Once the Super Bowl was over, the Wikipedia page went back to about thirty edits a month.
Lastly, let’s look at Tom Petty, February 3, 2008.
Like the others, there are hundreds of edits all made quickly. Most were helpful edits such as adding commas and making the grammar clearer. Then there was some vandalism where someone called him a “douchebag” and when that was reverted seconds later, they tried again calling him a “really big douchebag” and someone in all caps wrote “SMALL PENIS REDNECK COMMIE,” which was reverted within a minute. And again, “MAKING THE SUPERBOWL STINK COMMIE LIB SMALL PENIS.” Here is an entertaining one: “he was also one cool cat and he ate some pies while he was in a relationship y a know.”
At 17:11 we find the edit that Mr. Diamond talked about. Made by ISP 18.104.22.168. At 17:12, the edit was reverted by someone named Trichotomous.
What I suspect is that Mr. Diamond was watching the Super Bowl with millions of others around the world, and thought “hmmm, how old is Tom Petty now?,” clicked on his Wikipedia page, and just happened to see the page that had the vandalism on it. If he had looked a minute before or a minute after, he would not have seen that specific vandalism. This was a snapshot of a moment in time.
Here is an interesting statistic. Mr. Diamond wasn’t alone in looking at Tom Petty’s Wikipedia page that day. Normally, the Tom Petty page receives 4,000 views a day. But on this specific day the same page received 263,656 views. Trolls know this, and are more likely to vandalize when they know the page is at its peak of popularity. It is possible that a Wikipedia editor could ask for a lock on editing for a day to keep trolls off. But Wikipedia does not like to do this. They know that the page will be reverted quickly when vandalism happens. They really don’t want to keep the page from receiving good changes also.
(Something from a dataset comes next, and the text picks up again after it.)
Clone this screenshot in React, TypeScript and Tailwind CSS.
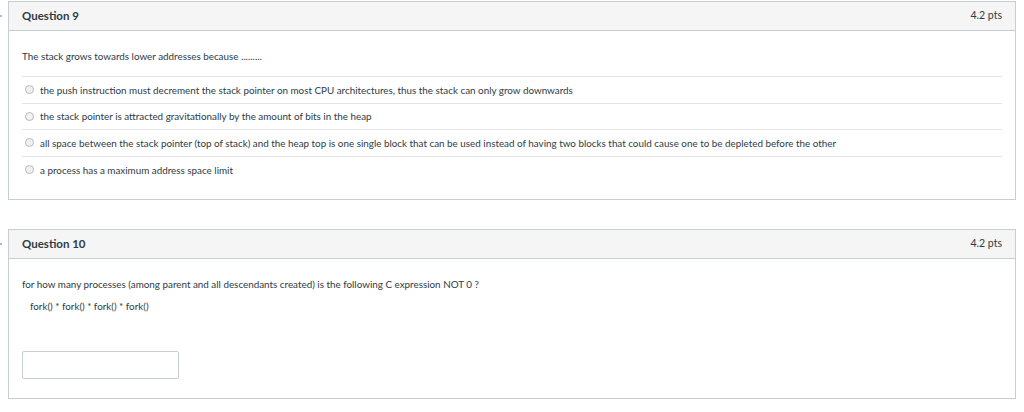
import React from 'react';

const answers = [
  'the push instruction must decrement the stack pointer on most CPU architectures, thus the stack can only grow downwards',
  'the stack pointer is attracted gravitationally by the amount of bits in the heap',
  'all space between the stack pointer (top of stack) and the heap top is one single block that can be used instead of having two blocks that could cause one to be depleted before the other',
  'a process has a maximum address space limit',
];

function Header({ title }: { title: string }) {
  return (
    <div className="relative flex h-[29px] items-center justify-between border-b border-[#c7cdd1] bg-[#f5f5f5] pl-[13px] pr-[13px]">
      <span className="absolute -left-[9px] top-[13px] h-[2px] w-[2px] rounded-full bg-[#9aa5ad]" />
      <h3 className="text-[11.5px] font-bold text-[#2d3b45]">{title}</h3>
      <span className="text-[10.5px] text-[#2d3b45]">4.2 pts</span>
    </div>
  );
}

export default function App() {
  return (
    <div className="min-h-[412px] bg-white pt-[1px] pl-[8px] pr-[8px] text-[#2d3b45]" style={{ fontFamily: 'Lato, "Open Sans", sans-serif' }}>
      <div className="h-[199px] border border-[#c7cdd1]">
        <Header title="Question 9" />
        <div className="px-[13px] pt-[19px]">
          <p className="text-[9.85px] leading-[12px]">The stack grows towards lower addresses because .........</p>
          <div className="mt-[14px] border-t border-[#e3e6e8]">
            {answers.map((a, i) => (
              <div key={i} className={`flex h-[26.5px] items-center gap-[6px] pl-[3px] ${i < answers.length - 1 ? 'border-b border-[#e3e6e8]' : ''}`}>
                <span className="h-[9px] w-[9px] shrink-0 rounded-full border border-[#b4b9bd] bg-[#f1f1f1]" />
                <span className="text-[9.85px] leading-[12px]">{a}</span>
              </div>
            ))}
          </div>
        </div>
      </div>

      <div className="mt-[29px] h-[170px] border border-[#c7cdd1]">
        <Header title="Question 10" />
        <div className="px-[13px] pt-[19px]">
          <p className="text-[9.85px] leading-[12px]">
            for how many processes (among parent and all descendants created) is the following C expression NOT 0 ?
          </p>
          <p className="mt-[10px] pl-[8px] text-[9.85px] leading-[12px]">fork() * fork() * fork() * fork()</p>
          <input
            type="text"
            className="mt-[39px] block h-[28px] w-[157px] rounded-[2px] border border-[#c7cdd1] bg-white outline-none"
          />
        </div>
      </div>
    </div>
  );
}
The way this all works is that editors put Wikipedia pages that interest them on their personal watchlist. And then anytime there is a change to that specific Wikipedia page they will see it on their watchlist. If it is vandalism, then it takes two clicks to revert it. Only seconds.
Also, robots (bots) troll Wikipedia looking for vandalism. Each bot has its own special purpose, maybe looking for the word “jerk” that is submitted as the only addition to the page. The way bots work is fascinating, and this article talks about how the bots are deleting each other’s edits. This is something we really need to be talking more about as we get closer to self-driving cars and artificial intelligence.
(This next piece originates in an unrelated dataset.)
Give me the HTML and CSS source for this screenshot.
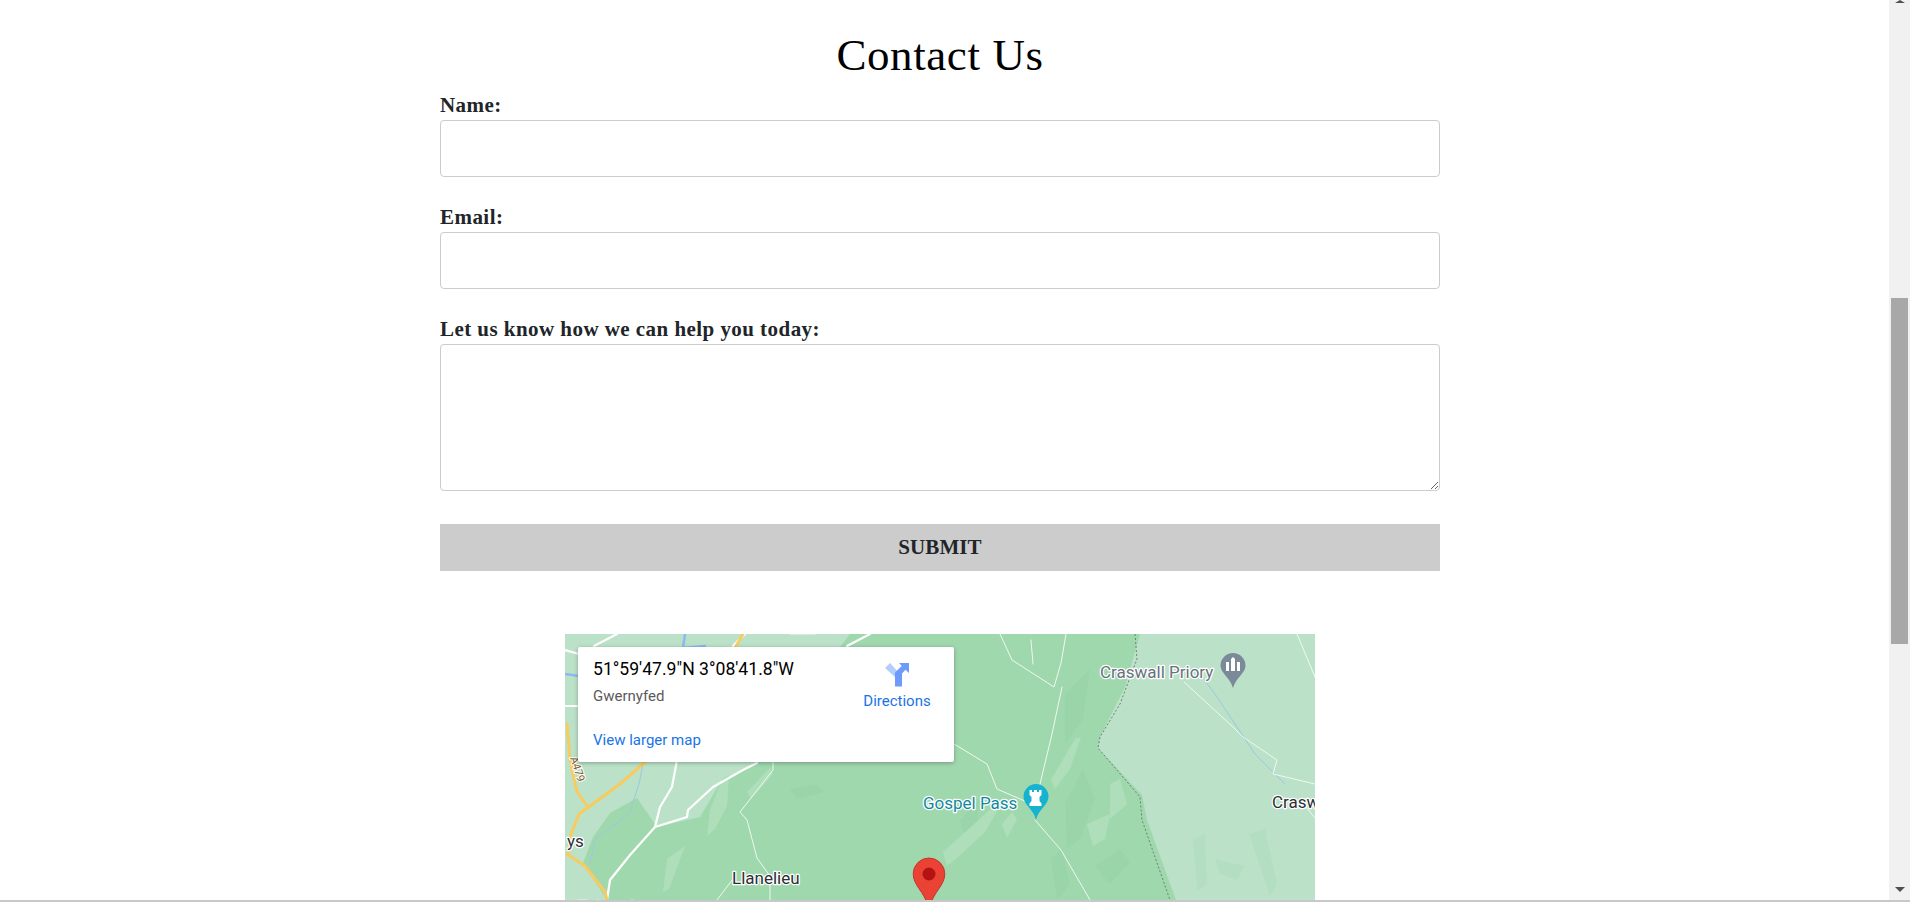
FILE: index.html
```html
<!DOCTYPE html>
<html lang="en">
<head>
<meta charset="utf-8">
<title>Contact Us</title>
<link rel="stylesheet" href="styles.css">
</head>
<body>
<div class="viewport">
  <main class="page">
    <h1 class="title">Contact Us</h1>
    <form class="form">
      <label class="label" for="name">Name:</label>
      <input class="field" id="name" type="text">
      <label class="label" for="email">Email:</label>
      <input class="field" id="email" type="email">
      <label class="label" for="msg">Let us know how we can help you today:</label>
      <textarea class="field area" id="msg"></textarea>
      <button class="submit" type="button">SUBMIT</button>
    </form>
    <section class="map">
      <svg class="map-art" viewBox="0 0 750 266" width="750" height="266" aria-hidden="true">
        <rect class="land" width="750" height="266"/>
        <path class="forest" d="M285 0 L575 0 L560 53 L535 103 L533 114 L577 161 L582 186 L611 266 L42 266 L18 229 L28 203 L45 179 L72 164 L92 193 L135 183 L155 149 L192 129 L240 60 Z"/>
        <!-- darker ridge patches -->
        <path class="shade" d="M290 30 L305 24 L310 62 L298 85 Z"/>
        <path class="shade" d="M500 60 L525 35 L518 85 L500 110 Z"/>
        <path class="shade" d="M500 170 L518 135 L530 165 L515 205 L502 215 Z"/>
        <path class="shade" d="M225 155 L250 150 L260 158 L232 165 Z"/>
        <path class="shade" d="M486 225 L497 214 L505 250 L492 266 Z"/>
        <path class="shade" d="M530 232 L555 215 L565 228 L545 250 Z"/>
        <path class="shade" d="M395 186 L415 165 L412 190 L400 202 Z"/>
        <path class="shade-light" d="M628 205 L640 200 L642 250 L632 258 Z"/>
        <path class="shade-light" d="M684 200 L700 195 L712 250 L705 262 Z"/>
        <path class="shade-light" d="M650 225 L680 232 L672 246 L655 240 Z"/>
        <!-- pale ridge streaks -->
        <path class="pale" d="M378 218 L417 183 L430 170 L434 174 L420 198 L392 224 L382 232 Z"/>
        <path class="pale" d="M486 146 L510 105 L516 103 L505 135 L490 155 Z"/>
        <path class="pale" d="M545 150 L555 145 L562 170 L545 185 Z"/>
        <path class="pale" d="M437 190 L447 178 L452 185 L442 204 Z"/>
        <path class="pale" d="M522 190 L545 180 L540 205 L528 212 Z"/>
        <path class="pale" d="M145 176 L157 145 L164 140 L162 172 L150 195 L142 202 Z"/>
        <path class="pale" d="M102 225 L120 212 L114 228 L104 255 L98 258 Z"/>
        <path class="pale" d="M182 158 L205 134 L208 140 L186 165 Z"/>
        <!-- rivers -->
        <path class="river" d="M120 0 L118 14 L140 12"/>
        <path class="river" d="M0 40 L14 42"/>
        <path class="river-thin" d="M78 130 L74 150 L64 180 L30 205 L25 230"/>
        <path class="river-thin" d="M635 40 L650 60 L690 120 L720 150"/>
        <!-- white roads -->
        <path class="road" d="M112 126 L107 153 L95 173 L90 193 L65 221 L45 246 L42 266"/>
        <path class="road" d="M90 193 L122 183 L123 176 L148 153 L178 136 L192 129"/>
        <path class="road" d="M29 12 L52 0"/>
        <path class="road" d="M0 16 L14 20"/>
        <path class="road" d="M0 72 L14 72"/>
        <path class="road" d="M168 12 L180 0"/>
        <path class="road" d="M282 12 L305 0"/>
        <path class="road-thin" d="M208 126 L208 136 L175 178 L182 186 L192 224 L205 242 L205 266"/>
        <path class="road-thin" d="M168 245 L152 266"/>
        <path class="road-thin" d="M435 0 L447 26 L489 53 L496 29 L501 0"/>
        <path class="road-thin" d="M466 6 L468 30"/>
        <path class="road-thin" d="M497 53 L487 100 L475 150"/>
        <path class="road-thin" d="M389 110 L422 130 L432 155 L462 168"/>
        <path class="road-thin" d="M470 186 L496 216 L525 266"/>
        <path class="road-thin" d="M619 48 L668 93 L678 103 L712 126 L708 140 L750 150"/>
        <path class="road-thin" d="M732 0 L750 43"/>
        <path class="road-thin" d="M750 184 L737 168"/>
        <path class="road-thin" d="M225 0 L250 0"/>
        <!-- yellow roads -->
        <path class="yellow" d="M178 0 L170 14 L163 30"/>
        <path class="yellow" d="M2 90 L5 126 L12 158 L22 172"/>
        <path class="yellow" d="M80 128 L55 150 L25 172 L14 180 L6 200 L4 218"/>
        <path class="yellow" d="M2 220 L20 232 L40 258 L43 270"/>
        <!-- county border -->
        <path class="border" d="M570 0 L572 25 L555 70 L535 103 L533 114 L575 163 L577 186 L605 266"/>
        <!-- pins -->
        <path class="pin-gray" d="M668 19 a12.5 12.5 0 0 1 12.5 12.5 c0 8 -9 11 -12.5 22.5 c-3.500 -11.500 -12.500 -14.500 -12.500 -22.500 a12.500 12.500 0 0 1 12.500 -12.500 z"/>
        <path class="pin-glyph" d="M661 37 v-9 h3 v9 z M666 37 v-12 l2 -2 l2 2 v12 z M672 37 v-9 h3 v9 z"/>
        <path class="pin-teal" d="M471 150 a12.500 12.500 0 0 1 12.500 12.500 c0 9 -10 12 -12.500 23.500 c-2.500 -11.500 -12.500 -14.500 -12.500 -23.500 a12.500 12.500 0 0 1 12.500 -12.500 z"/>
        <path class="pin-glyph" d="M464.500 156 h2.500 v2 h2 v-2 h3 v2 h2 v-2 h2.500 v5 l-2 2 v4 l2 2.500 v2.500 h-12 v-2.500 l2 -2.500 v-4 l-2 -2 z"/>
        <path class="pin-red" d="M364 224 a15.800 15.800 0 0 1 15.800 15.800 c0 11.500 -10.500 17 -15.800 34 c-5.300 -17 -15.800 -22.500 -15.800 -34 a15.800 15.800 0 0 1 15.800 -15.800 z"/>
        <circle class="pin-red-dot" cx="364" cy="240" r="6.500"/>
        <!-- labels -->
        <text class="lbl lbl-gray" x="535" y="44">Craswall Priory</text>
        <text class="lbl lbl-teal" x="358" y="175">Gospel Pass</text>
        <text class="lbl" x="707" y="174">Craswall</text>
        <text class="lbl" x="167" y="250">Llanelieu</text>
        <text class="lbl" x="2" y="213">ys</text>
        <text class="lbl" x="12" y="279">Talgarth</text>
        <text class="lbl-road" transform="translate(5 124) rotate(72)">A479</text>
      </svg>
      <div class="card">
        <div class="card-main">
          <div class="coords">51°59'47.9"N 3°08'41.8"W</div>
          <div class="place">Gwernyfed</div>
          <a class="link larger" href="#">View larger map</a>
        </div>
        <a class="directions" href="#">
          <svg class="dir-icon" viewBox="0 0 24 24" width="24" height="24" aria-hidden="true">
            <path class="dir-light" d="M0 5 L5 0 L14 10 L10 14 Z"/>
            <path class="dir-dark" d="M14 0 H24 V10 L20.500 6.800 L17 10.500 V23.500 H10 V9.500 L16.800 3 Z"/>
          </svg>
          <span class="link">Directions</span>
        </a>
      </div>
    </section>
  </main>
  <aside class="scrollbar" aria-hidden="true">
    <span class="arrow-up"></span>
    <span class="thumb"></span>
    <span class="arrow-down"></span>
  </aside>
</div>
<div class="frame-line"></div>
</body>
</html>
```
FILE: styles.css
```css
* { box-sizing: border-box; }

html, body {
  margin: 0;
  height: 100%;
  overflow: hidden;
  background: #fff;
}

body {
  display: flex;
  flex-direction: column;
  font-family: "Liberation Serif", "Times New Roman", serif;
}

.viewport {
  flex: 1;
  min-height: 0;
  display: flex;
}

.page {
  flex: 1;
  min-width: 0;
  overflow: hidden;
  padding-right: 9px;
  display: flex;
  flex-direction: column;
  align-items: center;
}

.title {
  margin: 0;
  height: 97px;
  padding-top: 28px;
  font-size: 45px;
  line-height: 54px;
  font-weight: 400;
  color: #000;
  letter-spacing: 0.6px;
}

.form {
  width: 1000px;
  display: flex;
  flex-direction: column;
}

.label {
  height: 23px;
  font-size: 21px;
  line-height: 16px;
  font-weight: 700;
  color: #212529;
  letter-spacing: 0.45px;
}

.field {
  display: block;
  width: 100%;
  height: 57px;
  margin-bottom: 32px;
  padding: 6px 12px;
  border: 1px solid #ccc;
  border-radius: 4px;
  background: #fff;
  font: inherit;
}

.area {
  height: 147px;
  margin-bottom: 33px;
}

.submit {
  width: 100%;
  height: 47px;
  border: 0;
  padding: 0;
  background: #ccc;
  color: #212529;
  font-family: inherit;
  font-size: 21px;
  font-weight: 700;
  letter-spacing: 0.1px;
}

.map {
  position: relative;
  flex: none;
  width: 750px;
  height: 266px;
  margin-top: 63px;
  overflow: hidden;
}

.map-art { display: block; }

.land { fill: #bbe2c8; }
.forest { fill: #a0d8ae; }
.shade { fill: #9ad4a9; }
.shade-light { fill: #b4dec2; }
.pale { fill: #aedfba; }

.river, .river-thin, .road, .road-thin, .yellow, .border { fill: none; stroke-linejoin: round; stroke-linecap: round; }
.river { stroke: #8fb8f0; stroke-width: 2.5; }
.river-thin { stroke: #9cc8e0; stroke-width: 1; }
.road { stroke: #fff; stroke-width: 2.2; }
.road-thin { stroke: #eef8f1; stroke-width: 1; }
.yellow { stroke: #f9cb5f; stroke-width: 3; }
.border { stroke: #6f7f76; stroke-width: 1; stroke-dasharray: 2 2; stroke-linecap: butt; }

.pin-gray { fill: #7b8a99; }
.pin-teal { fill: #17b2cf; }
.pin-red { fill: #ea4335; stroke: #c5362a; stroke-width: 1; }
.pin-red-dot { fill: #b31412; }
.pin-glyph { fill: #fff; }

.lbl, .lbl-road {
  font-family: Roboto, "Liberation Sans", sans-serif;
  paint-order: stroke;
  stroke: #fff;
  stroke-linejoin: round;
}

.lbl {
  font-size: 17px;
  stroke-width: 2.5px;
  fill: #2b2f33;
}

.lbl-gray { fill: #66727c; }
.lbl-teal { fill: #12889e; }

.lbl-road {
  font-size: 11px;
  stroke-width: 2px;
  fill: #7a5a20;
}

.card {
  position: absolute;
  left: 13px;
  top: 13px;
  width: 376px;
  height: 115px;
  display: flex;
  justify-content: space-between;
  background: #fff;
  border-radius: 2px;
  box-shadow: 0 1px 4px rgba(0, 0, 0, 0.3);
  font-family: Roboto, "Liberation Sans", sans-serif;
}

.card-main {
  display: flex;
  flex-direction: column;
  padding: 12px 0 12px 15px;
}

.coords {
  font-size: 17.600px;
  line-height: 20px;
  color: #000;
}

.place {
  margin-top: 7px;
  font-size: 15px;
  line-height: 20px;
  color: #5b5b5b;
}

.link {
  color: #1a73e8;
  font-size: 15px;
  line-height: 20px;
  text-decoration: none;
  white-space: nowrap;
}

.larger { margin-top: auto; }

.directions {
  display: flex;
  flex-direction: column;
  align-items: center;
  gap: 4px;
  width: 66px;
  margin-right: 24px;
  padding-top: 16px;
  text-decoration: none;
}

.dir-light { fill: #b3cdfc; }
.dir-dark { fill: #6d9bfb; }

.scrollbar {
  flex: none;
  width: 21px;
  display: flex;
  flex-direction: column;
  align-items: center;
  background: #f1f1f1;
}

.arrow-up {
  width: 0;
  height: 0;
  border-left: 5px solid transparent;
  border-right: 5px solid transparent;
  border-bottom: 3px solid #505050;
}

.thumb {
  width: 17px;
  height: 346px;
  margin-top: 295px;
  background: #a8a8a8;
}

.arrow-down {
  width: 0;
  height: 0;
  margin-top: 243px;
  border-left: 5px solid transparent;
  border-right: 5px solid transparent;
  border-top: 5px solid #505050;
}

.frame-line {
  flex: none;
  height: 2px;
  background: #c8c8c8;
}
```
So, for those of you interested in helping out Wikipedia and keeping it clean, I suggest this article written by Tim Farley, who inspired me to start editing Wikipedia.
To sum up Tim’s article: If you see vandalism, hit the edit (some say edit source) tab on the top left side of the Wikipedia page. You will probably be looking at code. Find the vandalism on the page and delete it. Go to the bottom of the page and leave a reason why you are making this edit. It can be as simple as “removing vandalism” and then click save. Lastly, pat yourself on the back.
Really, there is little to repairing vandalism on Wikipedia. You really can’t break anything. If you do something wrong, then someone will come along and fix it. Depending on how popular the Wikipedia page is, the edit might sit there unchanged for days or weeks. So, when you see it, fix it.
Thank you, Mr. Diamond, for your letter. It was fun to investigate.